Non seulement ces modes de régulation sont assimilables à des restrictions à l’entrée des marchés, de nature à réduire leur degré de contestabilité, mais génèrent aussi des effets d’éviction d’investissements privés et constituent des contraintes structurelles pour l’attractivité des IDE.
Le recours aux Partenariats Public-Privé (PPP), bien que représentant un cadre approprié pour améliorer la contestabilité des marchés, intervient dans un champ réglementaire qui n’est pas toujours conforme aux principes de concurrence.

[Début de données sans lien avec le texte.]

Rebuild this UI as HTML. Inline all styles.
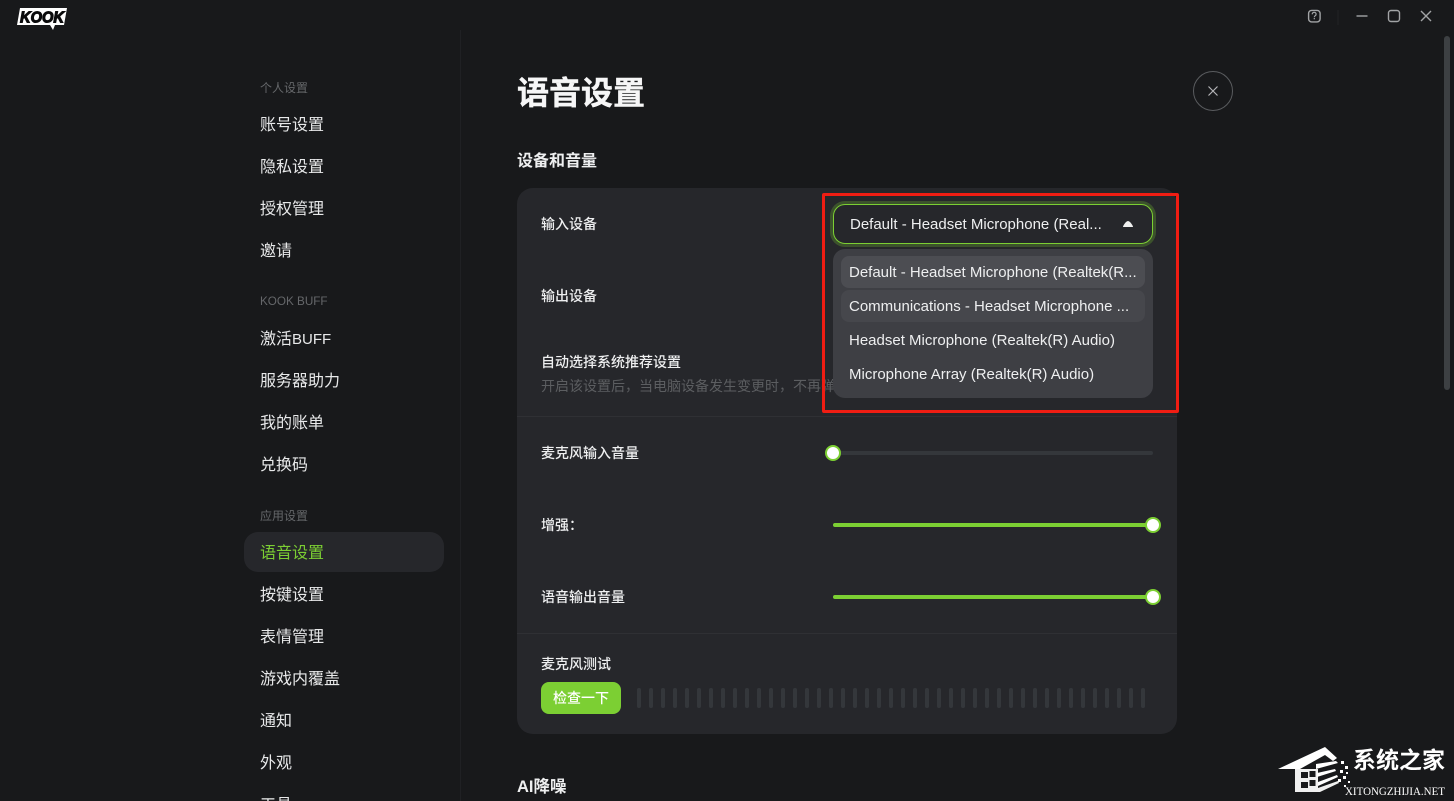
<!DOCTYPE html>
<html lang="zh">
<head>
<meta charset="utf-8">
<title>语音设置</title>
<style>
html,body{margin:0;padding:0;background:#18191b;}
#app{position:relative;width:1454px;height:801px;overflow:hidden;background:#18191b;font-family:"Liberation Sans","Noto Sans CJK SC",sans-serif;color:#e6e7e8;}
.t{position:absolute;white-space:nowrap;line-height:20px;}
.nav{left:260px;font-size:16px;color:#e8e9ea;margin-top:-8px;}
.hdr{left:260px;font-size:12px;color:#65676a;margin-top:-10px;}
.lab{left:541px;font-size:14px;font-weight:500;color:#eeeff0;margin-top:-10px;}
.box{position:absolute;box-sizing:border-box;}
.opt{position:absolute;left:849px;font-size:15px;color:#eeeff0;line-height:20px;white-space:nowrap;margin-top:-9px;}
.thumb{position:absolute;box-sizing:border-box;width:16px;height:16px;border-radius:50%;background:#fff;border:2px solid #7ccf33;}
.track{position:absolute;left:833px;width:320px;height:4px;border-radius:2px;}
</style>
</head>
<body>
<div id="app">

<!-- logo -->
<svg style="position:absolute;left:16px;top:7px" width="54" height="24" viewBox="0 0 54 24">
<path d="M4 1H51L48 18H39L37 23L34 18H1Z" fill="#fff"/>
<text x="4" y="15.500" font-family="Liberation Sans" font-size="16" font-weight="700" font-style="italic" fill="#0b0b0c" stroke="#0b0b0c" stroke-width="1.100" textLength="44" lengthAdjust="spacingAndGlyphs">KOOK</text>
</svg>

<!-- window controls -->
<svg style="position:absolute;left:1300px;top:0" width="140" height="32" viewBox="0 0 140 32" fill="none" stroke="#a2a4a6" stroke-width="1.400">
<rect x="8.600" y="10.400" width="11.500" height="11.500" rx="3"/>
<path d="M12.200 14.300c.2-2.700 4-2.600 3.900-.1 0 1.500-1.800 1.500-1.800 3M14.300 18v1.200" stroke-width="1.200"/>
<path d="M38 10v15" stroke="#222326" stroke-width="1"/>
<path d="M56.500 16H67.500"/>
<rect x="88.500" y="10.500" width="11" height="11" rx="2.500"/>
<path d="M121 11L131 21M131 11L121 21"/>
</svg>

<!-- scrollbar -->
<div class="box" style="left:1444px;top:36px;width:6px;height:354px;border-radius:3px;background:#3d4043"></div>

<!-- sidebar divider -->
<div class="box" style="left:460px;top:30px;width:1px;height:771px;background:#202124"></div>

<!-- sidebar -->
<div class="t hdr" style="top:88px">个人设置</div>
<div class="t nav" style="top:124px">账号设置</div>
<div class="t nav" style="top:166px">隐私设置</div>
<div class="t nav" style="top:208px">授权管理</div>
<div class="t nav" style="top:250px">邀请</div>
<div class="t hdr" style="top:302px;font-size:11.700px">KOOK BUFF</div>
<div class="t nav" style="top:338px">激活<span style="font-size:15px">BUFF</span></div>
<div class="t nav" style="top:380px">服务器助力</div>
<div class="t nav" style="top:422px">我的账单</div>
<div class="t nav" style="top:464px">兑换码</div>
<div class="t hdr" style="top:516px">应用设置</div>
<div class="box" style="left:244px;top:532px;width:200px;height:40px;border-radius:14px;background:#26272b"></div>
<div class="t nav" style="top:552px;color:#7ccf33">语音设置</div>
<div class="t nav" style="top:594px">按键设置</div>
<div class="t nav" style="top:636px">表情管理</div>
<div class="t nav" style="top:678px">游戏内覆盖</div>
<div class="t nav" style="top:720px">通知</div>
<div class="t nav" style="top:762px">外观</div>
<div class="t nav" style="top:804px">工具</div>

<!-- title -->
<div class="t" style="left:517px;top:72px;font-size:32px;font-weight:700;line-height:42px;color:#f6f6f7;-webkit-text-stroke:.4px #f6f6f7">语音设置</div>
<div class="t" style="left:517px;top:152px;font-size:16px;font-weight:700;color:#eeeff0">设备和音量</div>

<!-- close button -->
<div class="box" style="left:1193px;top:71px;width:40px;height:40px;border-radius:50%;border:1px solid #5a5c5f"></div>
<svg style="position:absolute;left:1193px;top:71px" width="40" height="40" fill="none" stroke="#b4b5b7" stroke-width="1.200"><path d="M15.500 15.500L24.500 24.500M24.500 15.500L15.500 24.500"/></svg>

<!-- panel -->
<div class="box" style="left:517px;top:188px;width:660px;height:546px;border-radius:16px;background:#26272b"></div>
<div class="t lab" style="top:224px">输入设备</div>
<div class="t lab" style="top:296px">输出设备</div>
<div class="t lab" style="top:362px">自动选择系统推荐设置</div>
<div class="t lab" style="top:386px;font-size:14px;font-weight:400;color:#5c5e61;width:294px;overflow:hidden">开启该设置后，当电脑设备发生变更时，不再弹</div>
<div class="box" style="left:517px;top:416px;width:660px;height:1px;background:#2f3034"></div>
<div class="t lab" style="top:453px">麦克风输入音量</div>
<div class="t lab" style="top:525px">增强：</div>
<div class="t lab" style="top:597px">语音输出音量</div>
<div class="box" style="left:517px;top:633px;width:660px;height:1px;background:#2f3034"></div>
<div class="t lab" style="top:664px">麦克风测试</div>

<!-- sliders -->
<div class="track" style="top:451px;background:#34373b"></div>
<div class="thumb" style="left:825px;top:445px"></div>
<div class="track" style="top:523px;background:#7ccf33"></div>
<div class="thumb" style="left:1145px;top:517px"></div>
<div class="track" style="top:595px;background:#7ccf33"></div>
<div class="thumb" style="left:1145px;top:589px"></div>

<!-- mic test -->
<div class="box" style="left:541px;top:682px;width:80px;height:32px;border-radius:8px;background:#7ccf33;color:#fff;font-size:14px;font-weight:500;line-height:32px;text-align:center">检查一下</div>
<svg style="position:absolute;left:637px;top:688px" width="508" height="20">
<defs><pattern id="m" width="12" height="20" patternUnits="userSpaceOnUse"><rect width="4" height="20" rx="2" fill="#34373b"/></pattern></defs>
<rect width="508" height="20" fill="url(#m)"/>
</svg>

<div class="t" style="left:517px;top:777px;font-size:16.500px;font-weight:700;color:#eeeff0">AI降噪</div>

<!-- select -->
<div class="box" style="left:833px;top:204px;width:320px;height:40px;border-radius:12px;background:#26272b;border:1.300px solid #7ccf33;box-shadow:0 0 0 3px rgba(124,207,51,.26)"></div>
<div class="opt" style="left:850px;top:224px">Default - Headset Microphone (Real...</div>
<svg style="position:absolute;left:1122px;top:220px" width="12" height="8"><path d="M1 7C1 5.500 4 1 6 1S11 5.500 11 7Z" fill="#f0f0f0"/></svg>

<!-- dropdown -->
<div class="box" style="left:833px;top:249px;width:320px;height:149px;border-radius:12px;background:#3e3f44"></div>
<div class="box" style="left:841px;top:256px;width:304px;height:32px;border-radius:8px;background:#4c4d52"></div>
<div class="box" style="left:841px;top:290px;width:304px;height:32px;border-radius:8px;background:#46474c"></div>
<div class="opt" style="top:272px">Default - Headset Microphone (Realtek(R...</div>
<div class="opt" style="top:306px">Communications - Headset Microphone ...</div>
<div class="opt" style="top:340px">Headset Microphone (Realtek(R) Audio)</div>
<div class="opt" style="top:374px">Microphone Array (Realtek(R) Audio)</div>

<!-- red annotation -->
<div class="box" style="left:822px;top:193px;width:357px;height:220px;border:3px solid #f01d13;border-radius:2px"></div>

<!-- watermark -->
<svg style="position:absolute;left:1270px;top:735px" width="184" height="66" viewBox="0 0 184 66">
<path d="M8 34L55 12L67 23L63 26L55 20L30 34Z" fill="#fff"/>
<path d="M25 34H48V53L68 46L69 48L50 57H25Z" fill="#f0f0f0"/>
<rect x="31" y="37" width="7" height="6" fill="#18191b"/>
<rect x="39.500" y="36" width="6" height="6" fill="#18191b"/>
<rect x="31" y="47" width="7" height="6" fill="#18191b"/>
<rect x="39.500" y="45" width="6" height="6" fill="#18191b"/>
<path d="M46 29L66 26L68 28L46 34ZM47 38L65 34L66 36L47 42ZM48 47L67 40L68 42L48 51Z" fill="#fff"/>
<path d="M71 26h3v3h-3zM75 31h3v3h-3zM70 35h3v3h-3zM73 41h3v3h-3zM68 44h3v3h-3zM76 37h2v2h-2zM78 46h2v2h-2zM74 50h2v2h-2z" fill="#fff"/>
<text x="83" y="33" font-family="Noto Sans CJK SC" font-size="23" font-weight="700" fill="#fff" textLength="92">系统之家</text>
<text x="75" y="60" font-family="Liberation Serif" font-size="12" fill="#fff" textLength="100" lengthAdjust="spacingAndGlyphs">XITONGZHIJIA.NET</text>
</svg>

</div>
</body>
</html>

D’une part, les instruments juridiques régissant ces collaborations se chevauchent entre la loi n°86-12 relative aux contrats PPP et les réglementations sectorielles, ce qui favorise une incomplétude des contrats, dans le sens de l’imprévisibilité des contingences et de l’asymétrie de l’information entre les contractants.

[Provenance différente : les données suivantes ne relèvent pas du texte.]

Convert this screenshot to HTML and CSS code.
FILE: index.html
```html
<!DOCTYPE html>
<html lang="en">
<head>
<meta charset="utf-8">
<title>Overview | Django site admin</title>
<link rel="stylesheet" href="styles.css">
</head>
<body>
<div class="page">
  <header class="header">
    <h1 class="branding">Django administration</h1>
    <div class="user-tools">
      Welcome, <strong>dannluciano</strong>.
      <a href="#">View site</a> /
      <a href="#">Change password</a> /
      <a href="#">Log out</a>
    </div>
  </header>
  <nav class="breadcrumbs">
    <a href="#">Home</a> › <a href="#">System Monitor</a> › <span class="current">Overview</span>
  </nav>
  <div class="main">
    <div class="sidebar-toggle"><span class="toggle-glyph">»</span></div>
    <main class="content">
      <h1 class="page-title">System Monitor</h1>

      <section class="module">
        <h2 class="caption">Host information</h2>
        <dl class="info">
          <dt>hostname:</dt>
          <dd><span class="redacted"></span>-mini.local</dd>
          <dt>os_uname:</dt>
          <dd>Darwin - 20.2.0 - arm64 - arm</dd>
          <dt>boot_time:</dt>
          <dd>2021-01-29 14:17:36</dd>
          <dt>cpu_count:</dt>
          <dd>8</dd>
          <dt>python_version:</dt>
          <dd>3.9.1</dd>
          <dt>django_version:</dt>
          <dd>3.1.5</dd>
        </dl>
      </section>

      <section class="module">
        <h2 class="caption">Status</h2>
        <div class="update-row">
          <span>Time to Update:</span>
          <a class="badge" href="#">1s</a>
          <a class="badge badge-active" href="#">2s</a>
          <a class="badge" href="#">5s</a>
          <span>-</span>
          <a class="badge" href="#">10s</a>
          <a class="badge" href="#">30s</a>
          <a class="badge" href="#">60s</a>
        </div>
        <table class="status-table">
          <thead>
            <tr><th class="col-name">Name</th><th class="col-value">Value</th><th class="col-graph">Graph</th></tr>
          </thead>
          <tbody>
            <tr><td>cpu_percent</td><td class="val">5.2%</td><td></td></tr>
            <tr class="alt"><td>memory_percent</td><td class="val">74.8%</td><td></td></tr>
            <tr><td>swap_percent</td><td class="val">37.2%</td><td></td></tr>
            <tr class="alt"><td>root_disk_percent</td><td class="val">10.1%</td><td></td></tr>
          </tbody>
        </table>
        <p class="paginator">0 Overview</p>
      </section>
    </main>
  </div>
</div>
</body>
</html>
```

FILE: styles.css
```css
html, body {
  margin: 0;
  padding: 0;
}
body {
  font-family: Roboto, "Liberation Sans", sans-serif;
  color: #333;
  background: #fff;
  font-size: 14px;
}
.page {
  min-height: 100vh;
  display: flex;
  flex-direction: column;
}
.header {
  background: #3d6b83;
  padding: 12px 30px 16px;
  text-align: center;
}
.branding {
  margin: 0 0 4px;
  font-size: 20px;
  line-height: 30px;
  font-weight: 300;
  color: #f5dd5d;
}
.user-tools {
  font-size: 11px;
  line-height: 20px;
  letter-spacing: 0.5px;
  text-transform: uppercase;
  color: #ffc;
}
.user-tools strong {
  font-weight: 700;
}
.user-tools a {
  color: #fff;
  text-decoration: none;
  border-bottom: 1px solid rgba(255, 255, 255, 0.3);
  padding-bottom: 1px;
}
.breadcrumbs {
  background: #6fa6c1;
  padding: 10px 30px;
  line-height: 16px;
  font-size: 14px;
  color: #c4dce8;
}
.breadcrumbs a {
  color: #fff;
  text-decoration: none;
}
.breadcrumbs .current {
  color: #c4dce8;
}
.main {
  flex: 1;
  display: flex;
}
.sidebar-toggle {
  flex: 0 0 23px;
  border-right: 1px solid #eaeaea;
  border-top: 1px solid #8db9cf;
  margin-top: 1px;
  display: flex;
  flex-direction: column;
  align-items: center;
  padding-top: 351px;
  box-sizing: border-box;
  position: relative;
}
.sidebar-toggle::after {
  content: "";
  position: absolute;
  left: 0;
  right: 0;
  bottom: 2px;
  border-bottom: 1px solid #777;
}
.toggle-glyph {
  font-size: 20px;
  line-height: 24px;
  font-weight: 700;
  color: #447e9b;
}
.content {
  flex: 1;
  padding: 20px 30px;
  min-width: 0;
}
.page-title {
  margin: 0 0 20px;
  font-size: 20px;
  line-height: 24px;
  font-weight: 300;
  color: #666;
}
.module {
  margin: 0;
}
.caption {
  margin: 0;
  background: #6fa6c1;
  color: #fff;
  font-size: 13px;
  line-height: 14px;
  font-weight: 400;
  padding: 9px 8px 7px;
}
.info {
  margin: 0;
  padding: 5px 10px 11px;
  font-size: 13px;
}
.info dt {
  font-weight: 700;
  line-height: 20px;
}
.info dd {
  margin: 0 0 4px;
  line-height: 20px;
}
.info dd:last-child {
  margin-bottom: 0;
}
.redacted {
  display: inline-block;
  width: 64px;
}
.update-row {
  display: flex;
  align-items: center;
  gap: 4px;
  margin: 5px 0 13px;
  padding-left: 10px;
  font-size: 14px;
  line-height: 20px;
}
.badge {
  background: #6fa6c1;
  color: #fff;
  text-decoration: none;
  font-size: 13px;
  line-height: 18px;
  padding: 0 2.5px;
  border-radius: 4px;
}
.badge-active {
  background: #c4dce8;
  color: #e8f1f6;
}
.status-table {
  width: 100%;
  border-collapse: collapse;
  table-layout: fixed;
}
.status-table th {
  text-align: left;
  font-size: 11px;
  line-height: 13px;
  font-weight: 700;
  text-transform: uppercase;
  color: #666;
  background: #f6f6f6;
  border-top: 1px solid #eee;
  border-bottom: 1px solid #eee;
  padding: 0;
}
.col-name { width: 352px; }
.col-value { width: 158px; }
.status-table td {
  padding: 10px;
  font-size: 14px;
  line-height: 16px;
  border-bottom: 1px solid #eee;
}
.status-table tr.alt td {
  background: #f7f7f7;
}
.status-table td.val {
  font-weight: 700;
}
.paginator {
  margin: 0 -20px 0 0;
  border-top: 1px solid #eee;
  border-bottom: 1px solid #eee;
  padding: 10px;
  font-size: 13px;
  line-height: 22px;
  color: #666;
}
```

D’autre part, l’investissement des entreprises publiques dans le capital de certains opérateurs privés concurrents est jugé comme une pratique discriminatoire.
Aides de l’Etat accordées via les dérogations fiscales
Le type de dérogation le plus usité est l’exonération totale. En moyenne, les exonérations totales auraient représenté 57,7% du montant des dépenses fiscales entre 2017 et 2020.

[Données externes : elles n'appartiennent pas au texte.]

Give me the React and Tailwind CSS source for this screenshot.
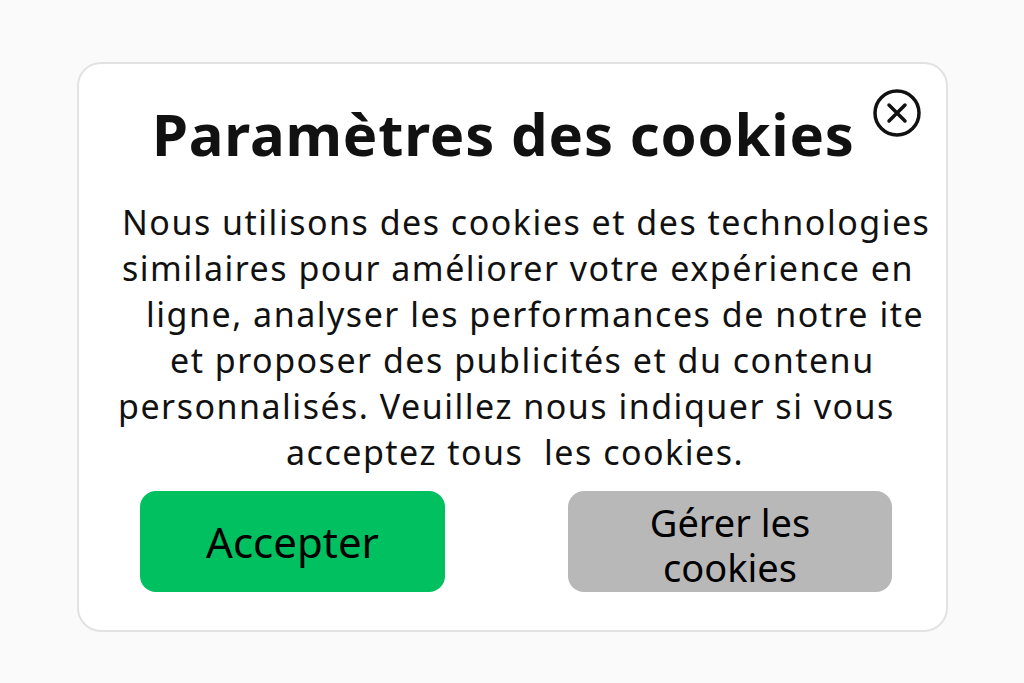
import React from 'react'

const LINES = [
  { text: 'Nous utilisons des cookies et des technologies', pad: 'pl-[43px]' },
  { text: 'similaires pour améliorer votre expérience en', pad: 'pl-[43px]' },
  { text: 'ligne, analyser les performances de notre ite', pad: 'pl-[67px]' },
  { text: 'et proposer des publicités et du contenu', pad: 'pl-[91px]' },
  { text: 'personnalisés. Veuillez nous indiquer si vous', pad: 'pl-[39px]' },
  { text: 'acceptez tous\u00a0 les cookies.', pad: 'pl-[207px]' }
]

function CloseIcon() {
  return (
    <svg width="50" height="50" viewBox="0 0 50 50" fill="none" stroke="#111" strokeWidth="3.5" strokeLinecap="round">
      <circle cx="25" cy="25" r="22" />
      <path d="M17 17 L33 33 M33 17 L17 33" />
    </svg>
  )
}

export default function App() {
  return (
    <div className="min-h-screen w-full bg-[#fafafa] pt-[62px] pl-[77px]" style={{ fontFamily: '"Noto Sans", "Open Sans", sans-serif' }}>
      <div className="relative w-[871px] h-[570px] bg-white border-2 border-[#e2e2e2] rounded-[24px] text-[#111]">
        <button className="absolute top-[24px] right-[24px]" aria-label="Fermer">
          <CloseIcon />
        </button>

        <h1 className="pt-[38px] pl-[73px] text-[58px] leading-[64px] font-bold whitespace-nowrap tracking-[0.8px]">
          Paramètres des cookies
        </h1>

        <div className="mt-[33px] text-[34px] leading-[46px] tracking-[1.5px]">
          {LINES.map(l => (
            <div key={l.text} className={`${l.pad} whitespace-nowrap`}>{l.text}</div>
          ))}
        </div>

        <div className="mt-[16px] pl-[61px] flex gap-[123px]">
          <button className="w-[305px] h-[101px] rounded-[16px] bg-[#00c060] text-[42px] leading-none text-black">
            Accepter
          </button>
          <button className="w-[324px] h-[101px] rounded-[16px] bg-[#b8b8b8] pt-[6px] text-[38px] leading-[45px] text-black">
            Gérer les<br />cookies
          </button>
        </div>
      </div>
    </div>
  )
}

Les facilités de trésorerie et les déductions qui constituent des dérogations actionnées en stimulant la fonction de production de l’entreprise (amortissements, coûts de matières premières, charges courantes, etc.) n’auraient représenté finalement en moyenne que 1,5% et 2,2% respectivement.
Par ailleurs, les entreprises auraient été les principaux bénéficiaires des dérogations fiscales, à hauteur de 51% en nombre de mesures prévues entre 2017 et 2020 et d’environ 49% en moyenne des montants issus des pertes de recettes fiscales. Cette dernière part varie selon les secteurs d’activité, impliquant que les objectifs d’incitation publique oscillent entre la dynamique de l’offre et celle de la demande.
A noter que la compatibilité des dépenses fiscales avec les principes de la concurrence se satisfait par deux déterminants importants de la « neutralité fiscale », à savoir (i) l’homogénéisation des objectifs d’incitation au sein de l’ensemble de l’économie et à l’intérieur des champs d’agissement des agents économiques pris distinctement, et (ii) la détermination des critères de dérogations sur la base des performances des agents économiques.
Eu égard à ces conditions, il semblerait qu’en déterminant des critères spécifiques aux mesures de dérogations et en prévoyant des régimes fiscaux différenciés à l’échelle intra et intergroupes, le système fiscal marocain s’expose explicitement à des risques d’atteinte à la concurrence.
Les situations suivantes montrent que certaines dérogations fiscales permettent de modifier le calcul économique de l’entrepreneur et, par là même, de changer sa position concurrentielle sur le marché :
1. la limitation du champ des bénéficiaires des exonérations totales ou partielles de la Taxe sur la Valeur Ajoutée (TVA) à l’importation, aux entreprises procédant un investissement d’au moins 100 MDH désavantage d’autres entreprises exerçant dans le même marché pertinent, mais dont les capacités d’investissement sont relativement étroites en raison de difficultés souvent conjoncturelle;
2. bien que le système fiscal marocain ait institué, dans le cadre des dispositions de la Loi de Finances 2020, des modalités de convergence vers des taux d’imposition uniques pour l’impôt sur les sociétés, les critères de détermination des nouveaux barèmes progressifs soulèvent encore des risques d’atteinte à la concurrence, dans la mesure où ils reposent fondamentalement sur le chiffre d’affaires lié à l’activité. Ceci remet en cause la neutralité concurrentielle des dérogations, notamment sur des marchés où des entreprises à « activités multiples » sont en concurrence avec des entreprises en « mono activité » ;
3. les TPE et PME représentent la catégorie d’entreprises jouissant le moins des dépenses fiscales, tout en étant les structures les plus fragiles du tissu productif. A ce propos, aucune référence n’en est faite au niveau du Code Général des Impôts (CGI) ou le Code des Douanes et Impôts Indirects (CDII) qui constituent les référentiels des normes fiscales à partir desquels les dérogations sont établies. Il en résulte que les mesures qui leur sont destinées sont dispersées entre les différentes dispositions appliquées à la nature des activités économiques ou la destination des produits ;
4. le régime de la zone franche d’exportation, tel qu’institué par la loi n°19.94 procure à ses bénéficiaires de multiples incitations, dont le cumul leur octroie des avantages concurrentiels risquent d’être illégitimes sur les marchés nationaux. En effet, l’éligibilité à ce statut ne se limite pas seulement aux entreprises établies à l’étranger, mais aussi aux personnes morales ayant leur siège social au Maroc et les personnes physiques de nationalité marocaine résidentes au Maroc. Aussi, ces entreprises sont-elles autorisées à écouler une partie de leur production sur le marché local, dans la limite de 30% du chiffre d’affaires à l’export pour les demi-produits et les biens d’équipement et sans limitation de seuil lorsqu’il s’agit de biens d’équipement, matériels et outillages ainsi que leurs parties et pièces détachées destinés à la réalisation de projets conventionnés avec l’Etat.